Dive Resort: We stayed at Sunset House (SH) and dove with Sunset Divers.
The Resort: We got there to find that we had been upgraded us to an ocean view room with a balcony (maybe SH felt bad about the rough start to our trip). Nice! The view was great, the room quiet, and we had a fridge that we could stash food and beer in. The room wasn't fancy, but it was very comfortable and spacious. There was a TV with remote, a ceiling fan, lots of closet and dresser space, and a big shower.

From the resort it is about a 10-15 minute walk into town, but as there are no sidewalks you have to walk at the edge of a rather busy road. We went into town a few times to buy snacks and beer or catch a bus, but never at night—that seemed too dangerous.

The hotel has a nice restaurant (you can sit inside or out) and MyBar, a great Tiki bar. The service was great, the food delicious, especially the tropical snapper and Indian curries. We ate almost all of our meals at the resort, especially because we didn't want to walk into town at night along the road.

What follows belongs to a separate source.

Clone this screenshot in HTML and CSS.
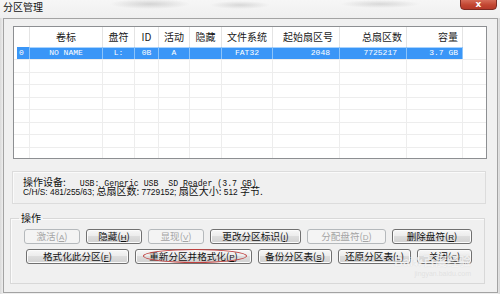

The coast is rocky, which is great for diving, but if you're traveling with non-divers that want a sandy beach, this probably isn't your spot.

The staff was very helpful and were happy to shift our reservation when we got delayed arriving.

Diving: We did a.m. 2-tank boat dives and there was also unlimited shore diving, which we also took advantage of most afternoons.

Shore diving: The tanks are just sitting by the shore, you grab a couple and go. There dive shop is open from early a.m. until about 5 p.m., so you can stop by to check out the map of the shore and get a briefing. The shore diving was great and lots of variety: you can check out the rocky seawalls with lots of little critters in the nooks and crannies, dive shallow reef areas inshore, visit the mermaid statue, or head further out to the reef wall and a wreck (we didn't make it to the wreck). We saw everything from baby spotted drum under a log to turtles to a nurse while shark shore diving. The sea pool is also cool because it gives you a sheltered spot to climb in/out of when the conditions are a bit rougher.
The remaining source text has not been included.